*Problem to solve:* Pull out every line of the listing below where "page" appears.

*Information shown:*
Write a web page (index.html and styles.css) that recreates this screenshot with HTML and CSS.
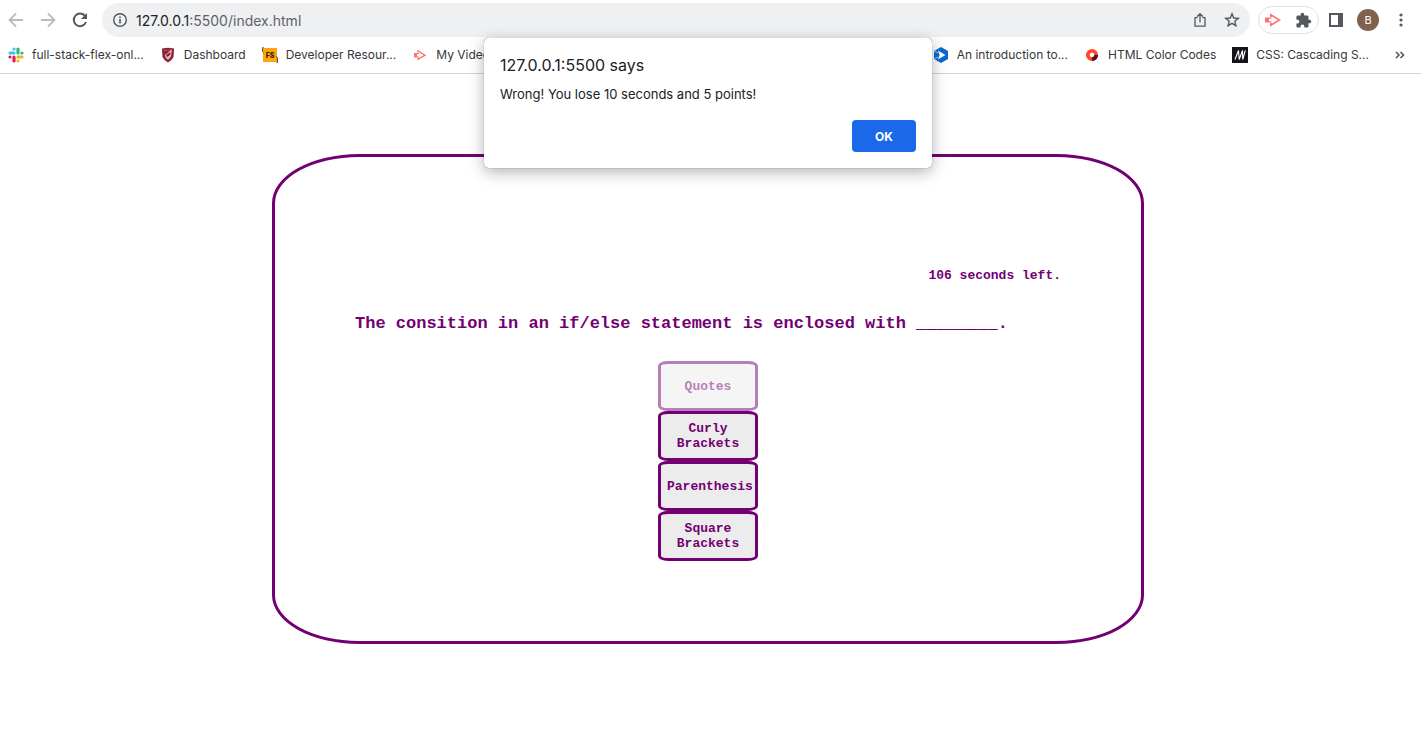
FILE: index.html
```html
<!DOCTYPE html>
<html lang="en">
<head>
<meta charset="utf-8">
<meta name="viewport" content="width=device-width, initial-scale=1">
<title>Quiz</title>
<link rel="stylesheet" href="styles.css">
</head>
<body>
<header class="browser">
  <div class="toolbar">
    <div class="nav">
      <button class="icon-btn faded" aria-label="Back"><svg width="16" height="16" viewBox="0 0 16 16"><path d="M15 8H2M8 1.500 1.500 8 8 14.500" fill="none" stroke="currentColor" stroke-width="1.800"/></svg></button>
      <button class="icon-btn faded" aria-label="Forward"><svg width="16" height="16" viewBox="0 0 16 16"><path d="M1 8h13M8 1.500 14.500 8 8 14.500" fill="none" stroke="currentColor" stroke-width="1.800"/></svg></button>
      <button class="icon-btn" aria-label="Reload"><svg width="16" height="16" viewBox="0 0 16 16"><path d="M13.200 4.200A6.300 6.300 0 1 0 14 10" fill="none" stroke="currentColor" stroke-width="2"/><path d="M15 1v6H9z" fill="currentColor"/></svg></button>
    </div>
    <div class="omnibox">
      <svg width="16" height="16" viewBox="0 0 16 16"><circle cx="8" cy="8" r="6.300" fill="none" stroke="currentColor" stroke-width="1.400"/><path d="M7.200 7h1.600v4.400H7.200zM7.200 4.400h1.600V6H7.200z" fill="currentColor"/></svg>
      <a class="url" href="#"><span class="host">127.0.0.1</span>:5500/index.html</a>
      <button class="icon-btn share" aria-label="Share"><svg width="16" height="16" viewBox="0 0 16 16"><path d="M5.500 5.600H3v8.600h10V5.600h-2.500M8 10.500V2M5 4.700 8 1.700l3 3" fill="none" stroke="currentColor" stroke-width="1.300" stroke-linejoin="round"/></svg></button>
      <button class="icon-btn" aria-label="Bookmark"><svg width="16" height="16" viewBox="0 0 16 16"><path d="m8 1.800 1.700 4.200 4.600.3-3.500 2.900 1.100 4.500L8 11.300l-3.900 2.400 1.100-4.500L1.700 6.300 6.300 6z" fill="none" stroke="currentColor" stroke-width="1.400"/></svg></button>
    </div>
    <div class="extensions">
      <button class="icon-btn coral" aria-label="Recorder"><svg width="16" height="14" viewBox="0 0 16 14"><path d="M0 4.500h4v5H0z" fill="currentColor"/><path d="M5.800 4V1.800L14.500 7l-8.700 5.200V10" fill="none" stroke="currentColor" stroke-width="1.700"/><path d="M4 4.500h2.500v1.200H4zM4 8.300h2.500v1.200H4z" fill="currentColor"/></svg></button>
      <button class="icon-btn" aria-label="Extensions"><svg width="17" height="17" viewBox="0 0 24 24"><path fill="currentColor" d="M20.500 11H19V7c0-1.100-.9-2-2-2h-4V3.500a2.500 2.500 0 0 0-5 0V5H4c-1.100 0-2 .9-2 2v3.800h1.500a2.700 2.700 0 0 1 0 5.400H2V20c0 1.100.9 2 2 2h3.800v-1.500a2.700 2.700 0 0 1 5.400 0V22H17c1.100 0 2-.9 2-2v-4h1.500a2.500 2.500 0 0 0 0-5z"/></svg></button>
    </div>
    <button class="icon-btn panel" aria-label="Side panel"><svg width="14" height="14" viewBox="0 0 14 14"><path d="M1 1h12v12H1z" fill="none" stroke="currentColor" stroke-width="2"/><path d="M9 1h5v12H9z" fill="currentColor"/></svg></button>
    <button class="avatar" aria-label="Profile">B</button>
    <button class="icon-btn menu" aria-label="Menu"><svg width="4" height="14" viewBox="0 0 4 14"><g fill="currentColor"><circle cx="2" cy="2" r="1.600"/><circle cx="2" cy="7" r="1.600"/><circle cx="2" cy="12" r="1.600"/></g></svg></button>
  </div>
  <nav class="bookmarks" aria-label="Bookmarks">
    <a href="#"><svg width="16" height="16" viewBox="0 0 16 16"><g stroke-width="3.200" stroke-linecap="round"><path d="M6 2v0M2 6h4" stroke="#36c5f0"/><path d="M10 2v4M14 6v0" stroke="#2eb67d"/><path d="M10 10h4M10 14v0" stroke="#ecb22e"/><path d="M6 10v4M2 10v0" stroke="#e01e5a"/></g></svg>full-stack-flex-onl...</a>
    <a href="#"><svg width="16" height="16" viewBox="0 0 16 16"><path d="M2 1.500 8 .7l6 .8-.5 8.500Q12 13.500 8 15.500 4 13.500 2.500 10z" fill="#8a1f30"/><path d="M4 3l8-.3-1 7-3 3.200-2.500-2.500z" fill="#d9b8bd"/><path d="M4 3.500 10.500 3 7 6.500 4.500 8zM6 8l4.500-3L10 8 7 10z" fill="#8a1f30"/></svg>Dashboard</a>
    <a href="#"><svg width="16" height="16" viewBox="0 0 16 16"><path d="M1 1h14v14H1z" fill="#ffa50a"/><path d="M1.500.5H.5v4l1 1M14.500 9.500l1 1.500v4.500h-1" fill="none" stroke="#222" stroke-width=".8"/><text x="8" y="11" text-anchor="middle" class="fs-mark">FS</text></svg>Developer Resour...</a>
    <a class="videos" href="#"><svg class="coral" width="16" height="16" viewBox="0 0 16 16"><path d="M2 6h3v4.500H2z" fill="currentColor"/><path d="M6 5.500V4l7 4.200-7 4.100v-1.500" fill="none" stroke="currentColor" stroke-width="1.400"/><path d="M5 6h2v1H5zM5 9.500h2v1H5z" fill="currentColor"/></svg>My Videos</a>
    <a class="intro" href="#"><svg width="16" height="16" viewBox="0 0 16 16"><path d="m8 0 7 4v8l-7 4-7-4V4z" fill="#0969d2"/><path d="M5 3.500 12.500 8 5 12.500l1.500-4.500z" fill="#fff"/><path d="m1 4 4 2M1 12l4-2" stroke="#fff" stroke-width=".7"/></svg>An introduction to...</a>
    <a href="#"><svg width="16" height="16" viewBox="0 0 16 16"><circle cx="8" cy="8" r="4.200" fill="none" stroke="#ff4b2b" stroke-width="3.800"/><path d="M12.200 8A4.200 4.200 0 0 1 8 12.200" fill="none" stroke="#5a0d35" stroke-width="3.800"/></svg>HTML Color Codes</a>
    <a href="#"><svg width="16" height="16" viewBox="0 0 16 16"><path d="M0 0h16v16H0z" fill="#15141a"/><path d="M3 12.500 6.500 3.500l.7 9 3.300-9 .2 9 2.600-9" fill="none" stroke="#fff" stroke-width="1.100"/></svg>CSS: Cascading S...</a>
    <button class="icon-btn more" aria-label="More bookmarks"><svg width="10" height="8" viewBox="0 0 10 8"><path d="m1 1 3 3-3 3m4.500-6 3 3-3 3" fill="none" stroke="currentColor" stroke-width="1.600"/></svg></button>
  </nav>
</header>
<main class="page">
  <section class="quiz">
    <p class="timer">106 seconds left.</p>
    <h1 class="question">The consition in an if/else statement is enclosed with ________.</h1>
    <div class="answers">
      <button class="answer" disabled>Quotes</button>
      <button class="answer">Curly Brackets</button>
      <button class="answer">Parenthesis</button>
      <button class="answer">Square Brackets</button>
    </div>
  </section>
</main>
<div class="alert" role="alertdialog" aria-labelledby="alert-title" aria-describedby="alert-text">
  <h2 id="alert-title">127.0.0.1:5500 says</h2>
  <p id="alert-text">Wrong! You lose 10 seconds and 5 points!</p>
  <button class="ok">OK</button>
</div>
</body>
</html>
```
FILE: styles.css
```css
* { box-sizing: border-box; }

body {
  margin: 0;
  position: relative;
  background: #fff;
  font-family: Inter, "Liberation Sans", sans-serif;
}

button { font-family: inherit; }
svg { display: block; flex: none; }

.icon-btn {
  display: flex;
  padding: 0;
  border: 0;
  background: none;
  color: #54575b;
}
.icon-btn.faded { color: #b9bbbe; }
.coral, .icon-btn.coral { color: #fd7572; }

.browser { border-bottom: 1px solid #d3d5d8; }

.toolbar {
  display: flex;
  align-items: center;
  height: 40px;
  padding: 0 18px 0 8px;
}
.nav { display: flex; gap: 16px; margin-right: 14px; }

.omnibox {
  display: flex;
  flex: 1;
  align-items: center;
  gap: 8px;
  height: 34px;
  padding: 0 10px;
  border-radius: 17px;
  background: #eff0f2;
  color: #54575b;
}
.url { color: #5f6368; font-size: 14px; text-decoration: none; }
.host { color: #202124; }
.share { margin-left: auto; margin-right: 8px; }

.extensions {
  display: flex;
  align-items: center;
  gap: 14px;
  height: 28px;
  margin-left: 8px;
  padding: 0 6px;
  border: 1px solid #dfe1e4;
  border-radius: 14px;
}
.panel { margin-left: 10px; }
.avatar {
  width: 22px;
  height: 22px;
  margin-left: 14px;
  padding: 0;
  border: 0;
  border-radius: 50%;
  background: #80604f;
  color: #fff;
  font-size: 11px;
}
.menu { margin-left: 20px; }

.bookmarks {
  display: flex;
  align-items: center;
  gap: 16px;
  height: 33px;
  padding: 0 16px 4px 8px;
}
.bookmarks a {
  display: flex;
  align-items: center;
  gap: 8px;
  color: #35373a;
  font-size: 12px;
  text-decoration: none;
  white-space: nowrap;
}
.bookmarks .intro { margin-left: auto; }
.more { margin-left: 10px; }
.fs-mark { fill: #222; font-size: 7px; font-weight: 800; }

.page { padding: 80px 5px 80px 0; }

.quiz {
  max-width: 872px;
  margin: 0 auto;
  padding: 80px;
  border: 3px solid #730073;
  border-radius: 10%;
  color: #730073;
  font-family: "Liberation Mono", "Courier New", monospace;
  font-weight: 700;
}
.timer {
  margin: 31px 0 30px;
  font-size: 13px;
  line-height: 16px;
  text-align: right;
}
.question {
  margin: 0 0 27px;
  font-size: 17px;
  line-height: 20px;
}
.answers { display: flex; flex-direction: column; align-items: center; }
.answer {
  width: 100px;
  height: 50px;
  padding: 0 6px;
  border: 3px solid #730073;
  border-radius: 10%;
  background: #ececec;
  color: #730073;
  font-size: 13px;
  font-weight: 700;
  line-height: 15px;
}
.answer:disabled { opacity: 0.5; }

.alert {
  position: absolute;
  top: 38px;
  left: 0;
  right: 5px;
  display: flex;
  flex-direction: column;
  width: 448px;
  margin: 0 auto;
  padding: 16px;
  border-radius: 5px;
  background: #fff;
  box-shadow: 0 0 1px rgba(0, 0, 0, 0.6), 0 4px 16px rgba(0, 0, 0, 0.3);
  color: #202124;
}
.alert h2 {
  margin: 0 0 9px;
  font-size: 16px;
  font-weight: 400;
  line-height: 22px;
}
.alert p { margin: 0; font-size: 13px; line-height: 18px; }
.ok {
  align-self: flex-end;
  width: 64px;
  height: 32px;
  margin-top: 17px;
  border: 0;
  border-radius: 4px;
  background: #1b68e8;
  color: #fff;
  font-size: 12px;
  font-weight: 700;
}
```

*Task response:*
Write a web page (index.html and styles.css) that recreates this screenshot with HTML and CSS.
<main class="page">
.page { padding: 80px 5px 80px 0; }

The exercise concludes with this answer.